The difficulties brought on by COVID-19 have been even more challenging because I am one of the 4,000 youth in New York City’s foster care system. On top of transitioning into my first year of high school remotely, I have had the responsibility of keeping myself and my 10-year-old brother together as we moved from placement to placement throughout the last few years.
Last spring when the pandemic hit, my brother and I were truly in a contending situation while placed in our last home. School was closed and we were required to stay in the home constantly. My mental health began to deteriorate. There were no breaks.
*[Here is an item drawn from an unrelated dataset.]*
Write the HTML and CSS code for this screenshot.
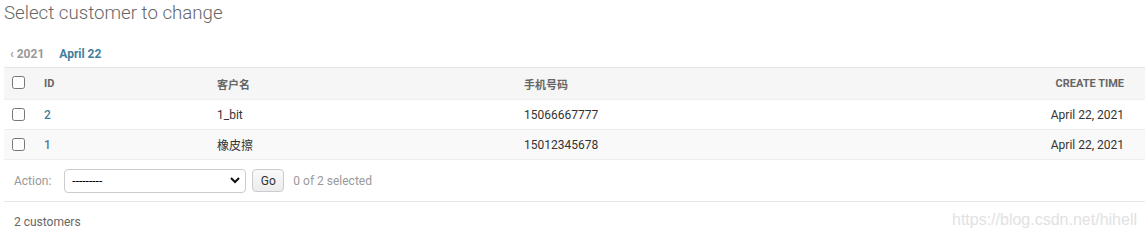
FILE: index.html
```html
<!DOCTYPE html>
<html>
<head>
<meta charset="utf-8">
<link rel="stylesheet" href="styles.css">
</head>
<body>
<div class="content">
  <h1 class="title">Select customer to change</h1>
  <div class="toplinks">
    <a class="back" href="#">‹ 2021</a>
    <span class="current">April 22</span>
  </div>
  <table class="result">
    <colgroup>
      <col class="c-check"><col class="c-id"><col class="c-name"><col class="c-phone"><col class="c-time">
    </colgroup>
    <thead>
      <tr>
        <th class="check"><input type="checkbox"></th>
        <th>ID</th>
        <th>客户名</th>
        <th>手机号码</th>
        <th class="right">CREATE TIME</th>
      </tr>
    </thead>
    <tbody>
      <tr class="row1">
        <td class="check"><input type="checkbox"></td>
        <th class="idcell"><a href="#">2</a></th>
        <td>1_bit</td>
        <td>15066667777</td>
        <td class="right">April 22, 2021</td>
      </tr>
      <tr class="row2">
        <td class="check"><input type="checkbox"></td>
        <th class="idcell"><a href="#">1</a></th>
        <td>橡皮擦</td>
        <td>15012345678</td>
        <td class="right">April 22, 2021</td>
      </tr>
    </tbody>
  </table>
  <div class="actions">
    <span class="label">Action:</span>
    <div class="select">
      <span class="select-text">---------</span>
      <svg class="chev" width="10" height="7" viewBox="0 0 10 7"><polyline points="1,1 5,5 9,1" fill="none" stroke="#111" stroke-width="2"/></svg>
    </div>
    <button class="go" type="button">Go</button>
    <span class="counter">0 of 2 selected</span>
  </div>
  <p class="paginator">2 customers</p>
  <div class="watermark">https://blog.csdn.net/hihell</div>
</div>
</body>
</html>
```
FILE: styles.css
```css
html, body {
  margin: 0;
  padding: 0;
  background: #fff;
}
body {
  font-family: Roboto, "Noto Sans CJK SC", sans-serif;
  font-size: 12px;
  color: #333;
  width: 1145px;
  height: 240px;
  overflow: hidden;
}
.content {
  position: relative;
  padding-left: 4px;
  height: 240px;
}
.title {
  margin: 0;
  padding-top: 1px;
  height: 25px;
  font-weight: 300;
  font-size: 18.7px;
  line-height: 24px;
  color: #666;
}
.toplinks {
  display: flex;
  gap: 15px;
  height: 41px;
  align-items: center;
  padding-left: 6px;
  font-size: 12px;
  font-weight: 700;
  box-sizing: border-box;
  padding-top: 15px;
}
.toplinks .back {
  color: #999;
  text-decoration: none;
}
.toplinks .current {
  color: #447e9b;
}
.result {
  width: 1141px;
  border-collapse: collapse;
  table-layout: fixed;
}
.c-check { width: 32px; }
.c-id { width: 173px; }
.c-name { width: 307px; }
.c-phone { width: 400px; }
.c-time { width: 229px; }
.result thead th {
  background: #f6f6f6;
  border-top: 1px solid #e6e6e6;
  border-bottom: 1px solid #eee;
  height: 31px;
  padding: 0 0 0 8px;
  text-align: left;
  font-size: 11px;
  font-weight: 700;
  color: #666;
  text-transform: uppercase;
  vertical-align: middle;
}
.result td, .result tbody th {
  height: 29px;
  padding: 0 0 0 8px;
  text-align: left;
  border-bottom: 1px solid #eee;
  vertical-align: middle;
  font-weight: 400;
}
.result .right {
  text-align: right;
  padding-right: 21px;
}
.row2 td, .row2 th {
  background: #f9f9f9;
}
.idcell a {
  color: #447e9b;
  text-decoration: none;
  font-weight: 500;
}
.check input {
  margin: 0;
  width: 13px;
  height: 13px;
  vertical-align: middle;
  position: relative;
  top: -1px;
}
.actions {
  display: flex;
  align-items: center;
  height: 41px;
  border-bottom: 1px solid #e6e6e6;
  padding-left: 10px;
  color: #999;
}
.actions .label {
  margin-right: 13px;
}
.select {
  width: 182px;
  height: 24px;
  box-sizing: border-box;
  border: 1px solid #ccc;
  border-radius: 4px;
  background: #fff;
  display: flex;
  align-items: center;
  justify-content: space-between;
  padding: 0 5px 0 7px;
  color: #000;
  font-size: 12px;
}
.go {
  margin-left: 6px;
  width: 32px;
  height: 23px;
  box-sizing: border-box;
  border: 1px solid #ccc;
  border-radius: 4px;
  background: linear-gradient(#fafafa, #ececec);
  font-family: Roboto, sans-serif;
  font-size: 12px;
  color: #333;
  padding: 0;
}
.counter {
  margin-left: 9px;
}
.paginator {
  margin: 0;
  padding: 12px 0 0 10px;
  line-height: 16px;
  color: #666;
}
.watermark {
  position: absolute;
  right: 8px;
  top: 211px;
  font-family: "Liberation Sans", Arial, sans-serif;
  font-size: 16px;
  color: #e2e2e2;
}
```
Life started to feel redundant.
Thankfully, Fair Futures was there to make sure I wasn’t alone, and that I had the support I needed to make it through the pandemic.
Fair Futures is a citywide program that currently supports over 3,000 middle and high schoolers in foster care with one-on-one coaching, academic and other support services to help us thrive in the system and succeed after we age out of care. It has been a lifeline for me but now it’s future is in jeopardy if it doesn’t get funding from the city.
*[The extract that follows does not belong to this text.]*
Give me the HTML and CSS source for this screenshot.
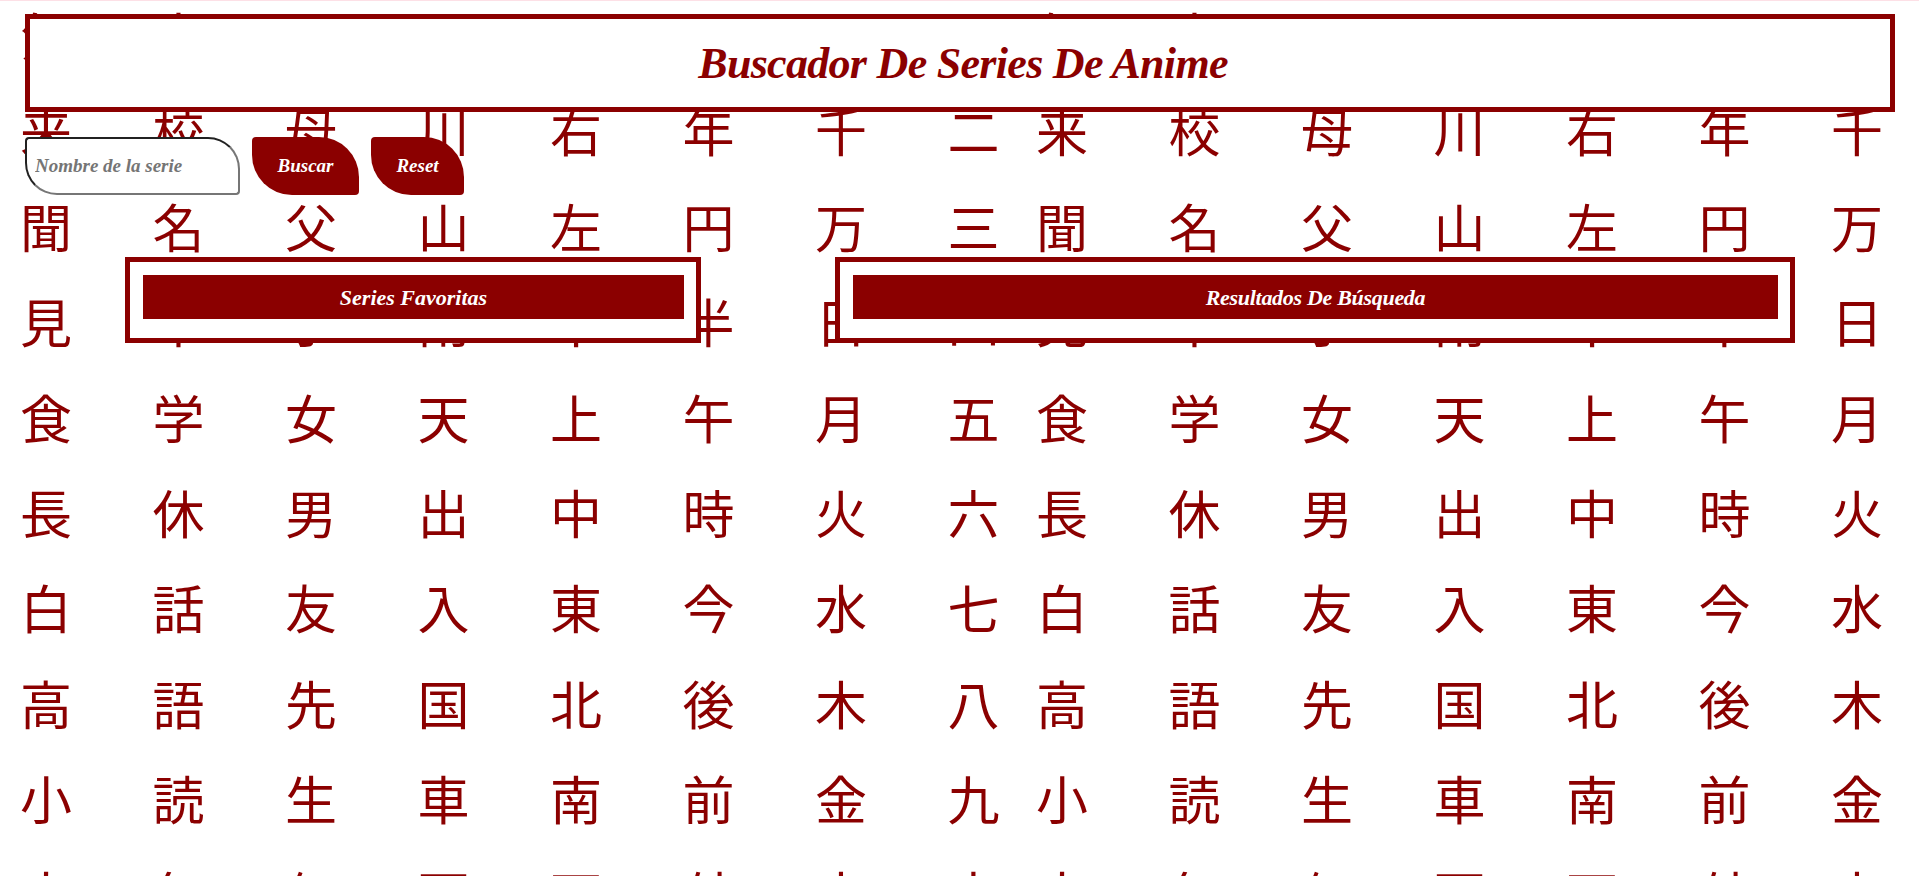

Yet, despite touting his commitment to New York foster youth, Mayor de Blasio gutted funding for Fair Futures in his Executive Budget. If he does not reconsider this decision, my peers and I will lose one of our most critical lifelines. I’m urging Mayor de Blasio to baseline $20 million in funding for Fair Futures in the Adopted Budget to ensure that kids like me get the support we need to thrive in foster care and succeed in college or jobs as young adults.
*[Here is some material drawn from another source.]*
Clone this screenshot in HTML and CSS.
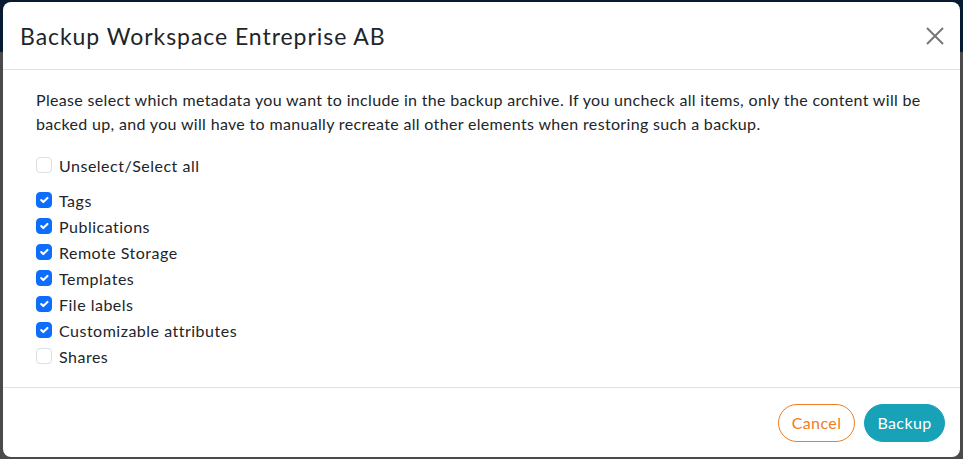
FILE: index.html
```html
<!DOCTYPE html>
<html>
<head>
<meta charset="utf-8">
<link rel="stylesheet" href="styles.css">
</head>
<body>
<div class="backdrop">
  <div class="top-strip"></div>
  <div class="modal">
    <div class="modal-header">
      <h5 class="modal-title">Backup Workspace Entreprise AB</h5>
      <button class="close" aria-label="Close">
        <svg width="18" height="18" viewBox="0 0 18 18"><path d="M1 1 L17 17 M17 1 L1 17" stroke="#777" stroke-width="2" fill="none"/></svg>
      </button>
    </div>
    <div class="modal-body">
      <p class="intro">Please select which metadata you want to include in the backup archive. If you uncheck all items, only the content will be backed up, and you will have to manually recreate all other elements when restoring such a backup.</p>
      <label class="check all"><span class="box"></span>Unselect/Select all</label>
      <div class="list">
        <label class="check"><span class="box on"></span>Tags</label>
        <label class="check"><span class="box on"></span>Publications</label>
        <label class="check"><span class="box on"></span>Remote Storage</label>
        <label class="check"><span class="box on"></span>Templates</label>
        <label class="check"><span class="box on"></span>File labels</label>
        <label class="check"><span class="box on"></span>Customizable attributes</label>
        <label class="check"><span class="box"></span>Shares</label>
      </div>
    </div>
    <div class="modal-footer">
      <button class="btn cancel">Cancel</button>
      <button class="btn primary">Backup</button>
    </div>
  </div>
</div>
</body>
</html>
```
FILE: styles.css
```css
html, body { margin: 0; padding: 0; }
body {
  width: 963px; height: 459px; overflow: hidden;
  background: #4a4a4a;
  font-family: "Lato", "Noto Sans", sans-serif;
  color: #212529;
}
.backdrop { position: relative; width: 963px; height: 459px; }
.top-strip { height: 52px; background: #071a30; }
.modal {
  position: absolute; left: 3px; top: 2px;
  width: 957px; height: 455px;
  background: #fff; border-radius: 8px;
  display: flex; flex-direction: column;
  box-sizing: border-box;
}
.modal-header {
  height: 68px; box-sizing: border-box;
  display: flex; align-items: center; justify-content: space-between;
  padding: 0 15px 0 17px;
  border-bottom: 1px solid #dee2e6;
}
.modal-title { margin: 0; font-size: 23px; font-weight: 400; color: #212529; letter-spacing: 0.95px; }
.close { background: none; border: 0; padding: 0; width: 20px; height: 20px; display: flex; align-items: center; justify-content: center; }
.modal-body { flex: 1; padding: 18px 30px 0 33px; }
.intro { margin: 0 0 16px; font-size: 16px; line-height: 24px; letter-spacing: 0.33px; color: #212529; }
.check { display: flex; align-items: center; height: 26px; font-size: 16px; letter-spacing: 0.5px; color: #212529; }
.check.all { margin-bottom: 9px; }
.box {
  width: 16px; height: 16px; box-sizing: border-box;
  border: 1px solid #dcdfe3; border-radius: 4px; margin-right: 7px;
  background: #fff; flex: none;
}
.box.on {
  background: #0d6efd; border-color: #0d6efd;
  background-image: url("data:image/svg+xml,%3csvg xmlns='http://www.w3.org/2000/svg' viewBox='0 0 20 20'%3e%3cpath fill='none' stroke='%23fff' stroke-linecap='round' stroke-linejoin='round' stroke-width='3' d='M6 10l3 3l6-6'/%3e%3c/svg%3e");
  background-size: 100% 100%;
}
.modal-footer {
  height: 70px; box-sizing: border-box;
  border-top: 1px solid #dee2e6;
  display: flex; align-items: center; justify-content: flex-end;
  padding: 0 15px 0 0; gap: 9px;
}
.btn {
  height: 38px; border-radius: 19px; font-family: inherit; font-size: 16px; letter-spacing: 0.4px;
  padding: 0; background: #fff;
}
.cancel { border: 1px solid #ef7d22; color: #ef7d22; width: 77px; }
.primary { border: 1px solid #17a2b8; background: #17a2b8; color: #fff; width: 81px; }
```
Without this program, I’m not sure where I would be right now. Fair Futures does so much for young people: they provide emotional support, academic support, housing support and create a safe space for youth in care to be connected with one another.
My aspirations in life are to graduate from Harvard, become a lawyer and advocate for youth in foster care. Prior to the pandemic, schoolwork was easy to excel in despite the adversities of being in foster care. Dealing with the added effects of COVID-19, it became impossible to find motivation in anything. Thankfully, I was paired with a coach in the program and with her help we were able to get me back on track.
With my coach’s support, I feel I am able to handle anything that comes my way. My coach has helped me transfer into a school of my choice, find a geometry tutor, enroll in an SAT prep program and apply to be a member of the Fair Futures Youth Advisory Board. We often talk about my plans for college and are planning to take in-person college tours when it’s safer to do so.
Most importantly, my coach has never failed to provide support in times of need. She is available and always ensures a safe environment for me to express myself. When I was feeling discouraged and dispirited a few months ago, she managed to check in on me numerous times, even when I was unresponsive.
My coach believes in me. She motivates me to get things done. Thanks to my coach I feel happier, optimistic and more supported.
Mr. Mayor, youth like myself in foster care are more likely than our peers to end up either homeless, doing drugs or in jail. But Fair Futures is proven to help us beat the odds against us and reach our full potential.
I am one of many voices speaking out because I fear what will happen to me and all the youth engaged in this program if the funding for Fair Futures is not provided.
All we’re asking for is a chance to succeed. Please listen to us and ensure necessary Fair Futures funding is in the Adopted Budget so we can reach the bright and fair future we deserve.
Chantal Fernandez is an NYC high school student.